Wednesday, January 11, 2006

Meme, Myself & I

Since I can't think of anything else to post about, I've submitted the infamous meme of four to myself:

Four jobs you’ve had in your life: I've really only had three. Psychologist since 1988, retail clerk from 1976-1988, and mostly unemployed, vapid and shiftless beer guzzling bum from 1973-1976 (and a bit thereafter). However, this Dionysian period proved to be quite formative, laying the foundation for my future interests and passions. That is, the loathsome excesses of my early adulthood led directly to an abiding interest in the possibilities of consciousness.

To back up a bit, I actually independently discovered the concept of Slack quite early in life, and by the age of ten conceived the notion that, whatever I should become as a "grown up," it would never involve full time work. I have hewn to this childish, er, childhood philosophy ever since, although it has of course deepened into a mature eccentricity.

There is something about my edenic childhood summers from which I never recovered. Call it a reverse trauma if you want--an AM-U-ART. I always detested school, and to this very day, I well remember the anticipation of that trackless oasis of slack extending over the sunlit horizon from June onward. No school. No work. No time. Just the day-to-day exhilaration of pure, spontaneous play: of unalloyed being. Wake up. Eat. Play. Eat. Play. Eat. Play. Sleep. Very Zen-like, don't you know.

So much of our "doing" in life is actually a defense against being. Most people actually do not know what to do with spare time, with nothing, and are immediately compelled to fill it with something, no matter how trivial. The great psychoanalyst W.R. Bion built much of his theorizing around the idea that the mind is something to which we must adapt. In other words, unbidden thoughts appear out of nowhere, causing disturbing ripples on the smooth surface of being. What do we do with them? How do we manage them? If you really take the time to notice, you will see that for most people, their problem is not this or that conflict or complex, but the mind itself. It is a persecutory presence which must be managed by an elaborate network of defenses, instead of tackled head-on.

This is one of the reasons why I was always attracted to the Eastern religions (including Orthodox Christianity), for they too recognize the ubiquitous problem of "thoughts without a thinker," and prescribe definite means to deal with it. Buddhists call it "hand to hand combat without hands," while the early fathers of Christianity called it "unseen warfare." This is a war you must win in order to be able to enjoy being, or life itself, that is, the unqualified joy of simply being alive, prior to "doing" anything: walking with Dobbs at all times.

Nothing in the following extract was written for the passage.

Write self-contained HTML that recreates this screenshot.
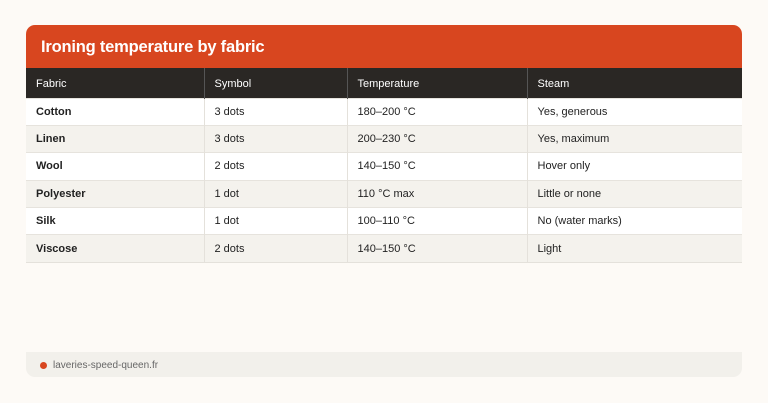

Four movies you could watch over and over: Funny you should ask. After graduating high school in 1973, I entered college as a business major. But by 1976, I had flunked out. Or to be perfectly accurate, I simply quit going in the middle of the semester. There was no way I was going to pass my classes anyway: accounting, money and banking, statistics. It wasn't for lack of trying. It's just that I had a sort of intellectual ADD that absolutely prevented me from mastering anything I was disinterested in. In other words, I couldn't artificially muster the passion necessary to focus my mind on something I couldn't care less about. Still can't.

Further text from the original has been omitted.